5. Are Solana, BNB Chain, and Cardano L1 blockchains?

Yes. Solana network, BNB Chain, and Cardano mainnet are commonly classified as Layer 1 networks.

6. Is a native coin the same as a token?

No. A native coin belongs to the L1 itself and is used for fees and security. A token is usually issued on top of a blockchain.

7. Can an L1 blockchain support smart contracts?

Many can. Ethereum, Solana, Avalanche C-Chain, Near Protocol, Tezos, Aptos, Sui, and others support smart contracts. Some L1s are more limited or specialized.

8. Is a faster L1 always better for users?

Not necessarily. Speed matters, but so do security, decentralization, reliability, wallet support, and ecosystem quality.

9. Are privacy coins also Layer 1 blockchains?

Yes. Monero network and Zcash network are examples of privacy-focused Layer 1 networks.
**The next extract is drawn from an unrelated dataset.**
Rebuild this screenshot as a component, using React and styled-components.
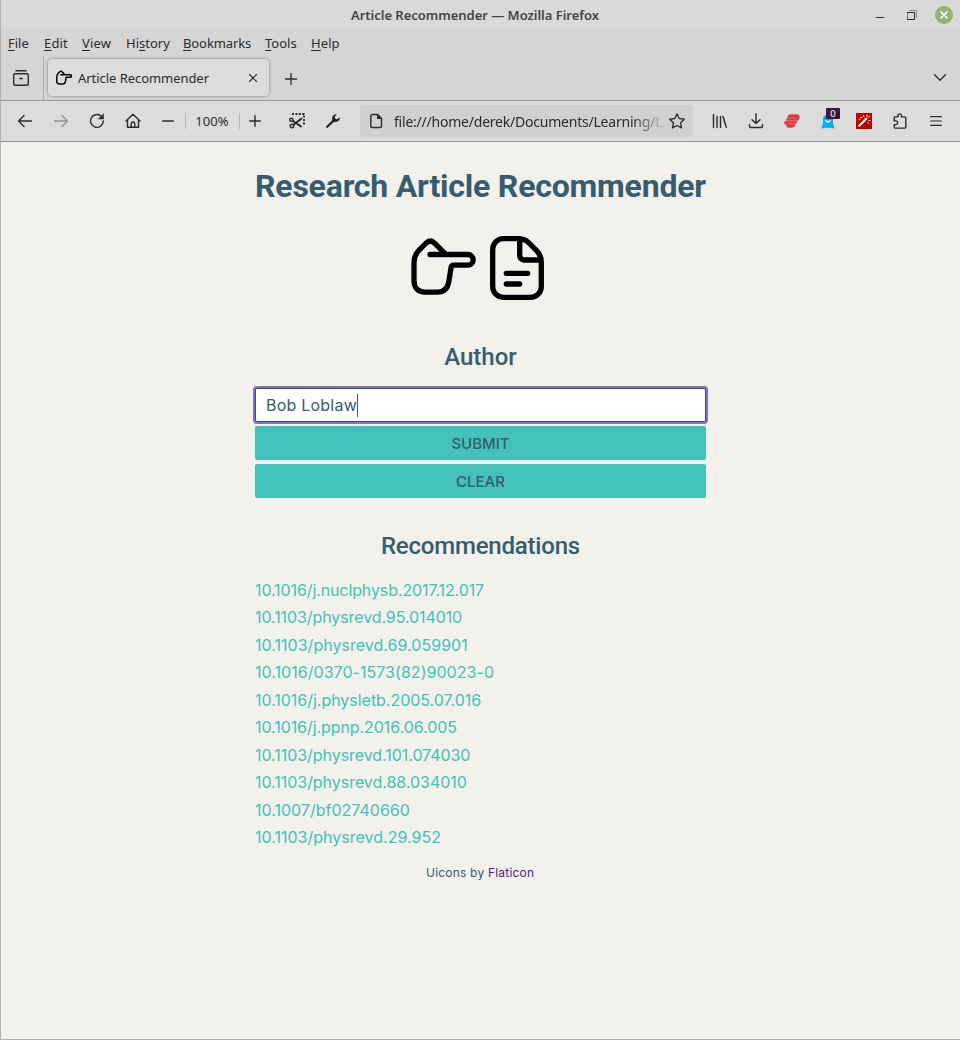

10. Can a project stop being an L1 or change its architecture?

Yes. Blockchain architectures can evolve through upgrades, migrations, or shifts toward modular or Layer 2 designs. Verify with current source before relying on older classifications.

Key Takeaways

  • An L1 blockchain is the base network that validates transactions, secures the ledger, and provides final settlement.
  • Common examples include Bitcoin main chain, Ethereum mainnet, Solana network, BNB Chain, Cardano mainnet, Near Protocol, and many others.
  • L1s differ widely in consensus, smart contract design, fees, throughput, privacy, and decentralization trade-offs.
  • Terms like base layer and settlement layer usually refer to the same foundational role as Layer 1.
  • Monolithic blockchain and modular blockchain describe architectural styles, not simply “good” or “bad” designs.
  • The native coin of an L1 is different from tokens issued on top of it.
  • Security depends on protocol design, validator or miner distribution, software quality, and user behavior, not just market price.
  • Bridges, smart contracts, and apps can add risks that are separate from the base L1 itself.
  • Understanding L1s helps users choose networks more intelligently for investing, building, payments, or enterprise adoption.